Homework 1, Due at the beginning of class, Tuesday, April 15th.
Read Chapter 2, Tanenbaum, Computer Networks, 4th edition.
If you don't have your book yet, a paper copy is available outside my office.
1) Television channels are 6 MHz wide, how many bits/sec can be sent if four-level digital signals are used? Assume a noiseless channel.
2) What signal-to-noise ratio is needed to put a T1 carrier on a 50 kHz line?
3) Using the data in the text, what is the maximum number of telephone numbers possible in the US?
4) You are installing a 10 km fiber and you have a flux budget of 6 dB after subtracting connectors and splices, but not fiber attenuation. Using figure 2-6 in Tanenbaum, determine which wavelengths you can use.

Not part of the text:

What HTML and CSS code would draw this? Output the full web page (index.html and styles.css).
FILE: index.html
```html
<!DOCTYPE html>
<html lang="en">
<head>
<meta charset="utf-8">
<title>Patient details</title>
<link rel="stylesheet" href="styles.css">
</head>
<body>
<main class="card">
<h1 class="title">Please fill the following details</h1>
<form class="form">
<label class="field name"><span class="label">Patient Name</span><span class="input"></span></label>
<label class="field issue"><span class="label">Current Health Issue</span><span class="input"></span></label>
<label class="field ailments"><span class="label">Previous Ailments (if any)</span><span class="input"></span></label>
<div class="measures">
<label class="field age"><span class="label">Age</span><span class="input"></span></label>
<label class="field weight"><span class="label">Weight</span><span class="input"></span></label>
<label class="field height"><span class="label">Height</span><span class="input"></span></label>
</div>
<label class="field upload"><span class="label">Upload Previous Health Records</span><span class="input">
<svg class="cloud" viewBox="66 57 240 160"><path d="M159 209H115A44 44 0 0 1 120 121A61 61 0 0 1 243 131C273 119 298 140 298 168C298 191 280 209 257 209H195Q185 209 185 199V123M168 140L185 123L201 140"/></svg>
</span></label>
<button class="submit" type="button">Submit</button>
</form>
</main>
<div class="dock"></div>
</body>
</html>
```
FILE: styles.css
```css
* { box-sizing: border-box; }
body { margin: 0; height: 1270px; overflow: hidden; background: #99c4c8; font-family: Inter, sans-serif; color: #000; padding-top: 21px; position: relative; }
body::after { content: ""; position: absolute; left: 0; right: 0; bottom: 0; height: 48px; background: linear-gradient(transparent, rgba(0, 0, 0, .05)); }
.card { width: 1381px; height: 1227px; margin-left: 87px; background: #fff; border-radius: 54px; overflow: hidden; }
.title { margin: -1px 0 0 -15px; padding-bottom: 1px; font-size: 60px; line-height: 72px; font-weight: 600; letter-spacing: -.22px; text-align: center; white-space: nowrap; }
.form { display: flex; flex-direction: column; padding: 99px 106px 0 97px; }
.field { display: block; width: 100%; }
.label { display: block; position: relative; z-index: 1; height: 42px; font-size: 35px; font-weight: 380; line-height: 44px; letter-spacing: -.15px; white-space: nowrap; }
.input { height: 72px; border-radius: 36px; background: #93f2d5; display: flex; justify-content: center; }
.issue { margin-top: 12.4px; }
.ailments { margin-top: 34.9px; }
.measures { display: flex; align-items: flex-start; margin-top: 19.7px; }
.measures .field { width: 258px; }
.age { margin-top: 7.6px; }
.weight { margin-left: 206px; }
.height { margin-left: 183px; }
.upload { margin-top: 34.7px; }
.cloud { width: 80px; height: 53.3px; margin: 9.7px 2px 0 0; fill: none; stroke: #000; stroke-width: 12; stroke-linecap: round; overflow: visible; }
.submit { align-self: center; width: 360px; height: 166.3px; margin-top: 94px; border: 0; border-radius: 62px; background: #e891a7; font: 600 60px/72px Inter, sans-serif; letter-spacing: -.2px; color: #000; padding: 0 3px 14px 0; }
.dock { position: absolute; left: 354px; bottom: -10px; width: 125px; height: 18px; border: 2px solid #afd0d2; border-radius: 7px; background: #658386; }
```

5) Although it looks like the Teledesic system described in the book will not get built, it has gone through several revisions, from 840 satellites, to 300 and then to 30. Assuming a period of 90 minutes (different altitudes were actually discussed at different times) what is the average interval for hand off for a stationary transmitter. Why isn't Teledesic being built?
6) What is the percentage overhead on a T-1 line, i.e. what percentage of the 1.544 Mbits/sec is not delivered to the end user.

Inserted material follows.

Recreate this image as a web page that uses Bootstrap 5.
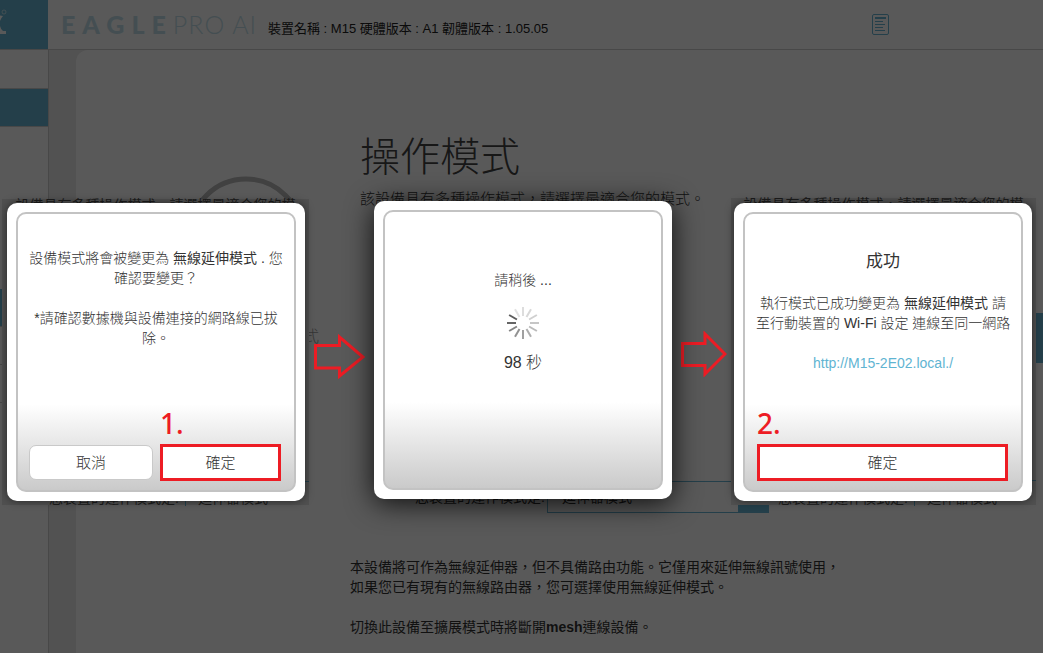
<!DOCTYPE html>
<html lang="zh-Hant">
<head>
<meta charset="utf-8">
<meta name="viewport" content="width=device-width, initial-scale=1">
<title>操作模式</title>
<link href="https://cdn.jsdelivr.net/npm/bootstrap@5.3.0/dist/css/bootstrap.min.css" rel="stylesheet">
<style>
:root { --teal: #67b4d3; --line: #cdcdcd; --mark: #ed1c24; }
body { font-family: "Liberation Sans", "Noto Sans CJK TC", sans-serif; font-size: 14px; line-height: 20px; color: #333; background: #fff; overflow-x: hidden; }
.page { min-height: 100vh; }
.topbar { height: 50px; border-bottom: 1px solid var(--line); }
.logo-box { width: 48px; height: 49px; background: var(--teal); }
.brand { font-family: Lato, sans-serif; font-size: 25px; line-height: 48px; color: #c4dfea; margin-left: 13px; white-space: nowrap; width: 207px; }
.brand b { font-weight: 900; letter-spacing: 7px; }
.brand span { font-weight: 300; letter-spacing: 1px; }
.device { font-size: 13px; padding-top: 8px; white-space: nowrap; color: #222; }
.doc-icon { margin-right: 154px; }
.side { width: 49px; border-right: 1px solid var(--line); }
.side a { display: block; height: 38px; border-bottom: 1px solid var(--line); flex: none; }
.side a:first-child { height: 39px; }
.side a.on { background: var(--teal); }
.side .skip { height: 162px; flex: none; }
.gutter { background: #ebebeb; padding-left: 27px; }
.content { background: #fff; border-top-left-radius: 12px; padding-top: 83px; }
.intro { min-height: 348px; }
.mode { width: 132px; margin-left: 111px; margin-right: 41px; padding-top: 43px; font-size: 16px; color: #999; }
.mode-name { margin-top: 33px; font-weight: 300; }
.heading { font-size: 40px; line-height: 48px; font-weight: 300; margin-bottom: 8px; color: #444; }
.sub { font-size: 15px; white-space: nowrap; font-weight: 300; }
.next-edge { width: 8px; height: 50px; margin-top: 180px; background: var(--teal); }
.mode-form { padding-left: 339px; }
.mode-form label { width: 132px; }
.pick { width: 222px; height: 32px; border: 1px solid var(--teal); }
.pick select { appearance: none; border: 0; background: transparent; padding: 0 14px; min-width: 0; font-size: 14px; color: #333; }
.pick span { width: 30px; background: var(--teal); }
.notes { padding-left: 274px; margin-top: 44px; color: #333; }
.dim { background: rgba(0, 0, 0, .65); }
.steps { padding: 198px 7px 0 2px; }
.shot { width: 307px; height: 307px; padding: 5px 4px 4px 5px; background: #505050; flex: none; color: #1c1c1c; }
.shot-first { margin-top: 1px; height: 306px; padding-top: 4px; }
.shot-mid { width: 308px; padding: 3px 5px 5px; background: none; }
.shot-last { width: 305px; padding-left: 3px; }
.peek { left: 0; right: 0; white-space: nowrap; }
.peek-top { top: 0; line-height: 12px; font-size: 14px; text-align: center; }
.peek-end { bottom: 0; line-height: 14px; padding-left: 47px; }
.peek-end span { border-left: 1px solid #243f4a; margin-left: 6px; padding-left: 12px; }
.peek-line { right: 0; top: 282px; width: 8px; height: 1px; background: #243f4a; }
.box { width: 298px; height: 298px; padding: 9px; border-radius: 10px; background: #fff; box-shadow: 0 0 9px rgba(0, 0, 0, .5); position: relative; color: #333; }
.shot-mid .box { box-shadow: 0 4px 28px rgba(0, 0, 0, .85); }
.frame { border: 2px solid #c3c3c3; border-radius: 10px; padding: 34px 11px 9px; background: linear-gradient(#fff 69%, #cacaca 100%); font-weight: 300; }
.frame p { white-space: nowrap; }
.frame b { font-weight: 400; }
.frame a { color: #5fb4d2; font-size: 14px; }
.say-done { font-size: 17px; line-height: 24px; font-weight: 400; margin: 2px 0 19px; }
.count { font-size: 16px; line-height: 20px; margin-top: 13px; }
.num { font-family: "Noto Sans", sans-serif; font-size: 28px; line-height: 32px; height: 37px; color: var(--mark); font-weight: 500; text-align: left; }
.act { height: 35px; padding: 0; border: 1px solid #c9c9c9; border-radius: 7px; background: #fff; font-size: 15px; font-weight: 300; color: #333; }
.act-key { height: 37px; border: 3px solid var(--mark); border-radius: 0; }
.act-cancel { width: 124px; margin-bottom: 1px; }
.ok-col { margin-left: 7px; padding-right: 2px; }
.ok-wide { padding: 0 2px 0 1px; }
.arrow { flex: none; }
</style>
</head>
<body class="position-relative">
<div class="page d-flex flex-column">
  <header class="topbar d-flex align-items-start">
    <div class="logo-box">
      <svg width="48" height="49" viewBox="0 0 48 49"><path d="M0 15.500L3 16Q1 18 0 21zM0 26q1 4 3 5h3v3H0z" fill="#fff"/><circle cx="4" cy="12" r="2" fill="none" stroke="#fff" stroke-width=".8" opacity=".7"/></svg>
    </div>
    <div class="brand"><b>EAGLE</b><span>PRO AI</span></div>
    <div class="device align-self-center">裝置名稱 : M15 硬體版本 : A1 韌體版本 : 1.05.05</div>
    <svg class="doc-icon ms-auto align-self-center" width="17" height="21" viewBox="0 0 17 21" fill="none" stroke="#67b4d3"><rect x=".5" y=".5" width="16" height="20" rx="1.5"/><path d="M3 4h11" stroke-width="2"/><path d="M3 7.500h8M3 10.500h10M3 13.500h8M3 16.500h10"/></svg>
  </header>
  <div class="d-flex flex-grow-1">
    <nav class="side d-flex flex-column flex-shrink-0" aria-label="選單">
      <a href="#"></a><a href="#" class="on"></a>
      <div class="skip"></div>
      <a href="#" class="on"></a><a href="#"></a><a href="#"></a>
    </nav>
    <div class="gutter flex-grow-1 d-flex">
      <main class="content flex-grow-1">
        <div class="intro d-flex">
          <div class="mode text-end flex-shrink-0">
            <svg class="d-block" width="118" height="118" viewBox="0 0 118 118"><circle cx="59" cy="59" r="56" fill="none" stroke="#b9b9b9" stroke-width="5"/></svg>
            <div class="mode-name">模式</div>
          </div>
          <div>
            <h1 class="heading">操作模式</h1>
            <div class="sub">該設備具有多種操作模式，請選擇最適合您的模式。</div>
          </div>
          <div class="next-edge ms-auto"></div>
        </div>
        <form class="mode-form d-flex align-items-center">
          <label for="mode">您裝置的運作模式是:</label>
          <div class="pick d-flex">
            <select id="mode" class="flex-grow-1"><option>延伸器模式</option></select><span></span>
          </div>
        </form>
        <div class="notes">
          <p class="mb-0">本設備將可作為無線延伸器，但不具備路由功能。它僅用來延伸無線訊號使用，<br>如果您已有現有的無線路由器，您可選擇使用無線延伸模式。</p>
          <p class="mt-3 pt-1 mb-0">切換此設備至擴展模式時將斷開<b>mesh</b>連線設備。</p>
        </div>
      </main>
    </div>
  </div>
</div>

<div class="dim position-absolute top-0 start-0 w-100 h-100">
  <div class="steps d-flex justify-content-between">
    <section class="shot shot-first position-relative">
      <div class="peek peek-top position-absolute">設備具有多種操作模式，請選擇最適合您的模</div>
      <div class="peek peek-end position-absolute">您裝置的運作模式是:<span>延伸器模式</span></div>
      <div class="peek-line position-absolute"></div>
      <div class="box">
        <div class="frame h-100 d-flex flex-column text-center">
          <p class="mb-3 pb-1">設備模式將會被變更為 <b>無線延伸模式</b> . 您<br>確認要變更？</p>
          <p class="mb-0">*請確認數據機與設備連接的網路線已拔<br>除。</p>
          <div class="d-flex align-items-end mt-auto">
            <button type="button" class="act act-cancel">取消</button>
            <div class="ok-col flex-grow-1 d-flex flex-column">
              <div class="num">1.</div>
              <button type="button" class="act act-key">確定</button>
            </div>
          </div>
        </div>
      </div>
    </section>

    <svg class="arrow" style="margin-top:136px" width="52" height="46" viewBox="0 0 52 46" fill="none" stroke="#ed1c24" stroke-width="3"><path d="M2.500 11.500H26.500V3L50 23 26.500 42V34H2.500z"/></svg>

    <section class="shot shot-mid position-relative">
      <div class="box">
        <div class="frame h-100 text-center">
          <p class="mb-0 mt-4">請稍後 ...</p>
          <svg class="d-block mx-auto mt-3" width="34" height="34" viewBox="-17 -17 34 34" stroke-width="2">
            <path d="M0-7V-16" stroke="#ddd"/><path d="M0-7V-16" stroke="#d8d8d8" transform="rotate(30)"/><path d="M0-7V-16" stroke="#d0d0d0" transform="rotate(60)"/><path d="M0-7V-16" stroke="#c6c6c6" transform="rotate(90)"/><path d="M0-7V-16" stroke="#bbb" transform="rotate(120)"/><path d="M0-7V-16" stroke="#aeaeae" transform="rotate(150)"/><path d="M0-7V-16" stroke="#a0a0a0" transform="rotate(180)"/><path d="M0-7V-16" stroke="#929292" transform="rotate(210)"/><path d="M0-7V-16" stroke="#848484" transform="rotate(240)"/><path d="M0-7V-16" stroke="#666" transform="rotate(270)"/><path d="M0-7V-16" stroke="#5c5c5c" transform="rotate(300)"/><path d="M0-7V-16" stroke="#e2e2e2" transform="rotate(330)"/>
          </svg>
          <p class="count mb-0">98 秒</p>
        </div>
      </div>
    </section>

    <svg class="arrow" style="margin-top:133px" width="46" height="46" viewBox="0 0 46 46" fill="none" stroke="#ed1c24" stroke-width="3"><path d="M1.500 12.500H24V3L44 23 24 43V34.500H1.500z"/></svg>

    <section class="shot shot-last position-relative">
      <div class="peek peek-top position-absolute">設備具有多種操作模式，請選擇最適合您的模</div>
      <div class="peek peek-end position-absolute">您裝置的運作模式是:<span>延伸器模式</span></div>
      <div class="peek-line position-absolute"></div>
      <div class="box">
        <div class="frame h-100 d-flex flex-column text-center">
          <p class="say-done">成功</p>
          <p class="mb-3 pb-1">執行模式已成功變更為 <b>無線延伸模式</b> 請<br>至行動裝置的 Wi-Fi 設定 連線至同一網路</p>
          <a href="#" class="text-decoration-none">http://M15-2E02.local./</a>
          <div class="ok-wide d-flex flex-column mt-auto">
            <div class="num">2.</div>
            <button type="button" class="act act-key">確定</button>
          </div>
        </div>
      </div>
    </section>
  </div>
</div>
<script src="https://cdn.jsdelivr.net/npm/bootstrap@5.3.0/dist/js/bootstrap.bundle.min.js"></script>
</body>
</html>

7) For a typical hexagonal mobile phone system with 840 frequencies, how many frequencies can be used in a given cell? (Remember frequencies are not reused in adjacent cells.)
8) An alternative to a LAN is a big time sharing system with many terminals. Give three advantages of a client/servcer LAN.
9) A modem constellation diagram (like Tanenbaum Fig 2-25) has points at (0,1), (0,2), (2,3) and (0, 4). What modulation is it using and how many bits of data?
10) You have obtained a surplus Air Force Global Hawk Unmanned Aerial Vehicle (UAV) and equipped it to carry a SuperDLT tape between your company offices. The Global Hawk flies at 400 mph and has a range of about 7,500 miles. Super DLT tapes hold 160 Gigabytes of data. Up to what distance is the global Hawk faster than a 45 Mbps SMDS connection? (Assume 8 bits/byte for this problem)
11) The main disadvantage of a broadcast network is that capacity is wasted due to collisions between multiple hosts trying to use the media at the same time. A simple model of this would be to assume discrete time slots with n hosts all attempting to use the same time slot with probability p. What fraction of the slots are wasted due to collisions? Do CDMA wireless networks sufffer the same problem?
12) Imagine a protocol hiearchy which is h deep and which has messages data of M bytes. If the header size at each layer is o, what percentage of the network bandwidth is dedicated to overhead?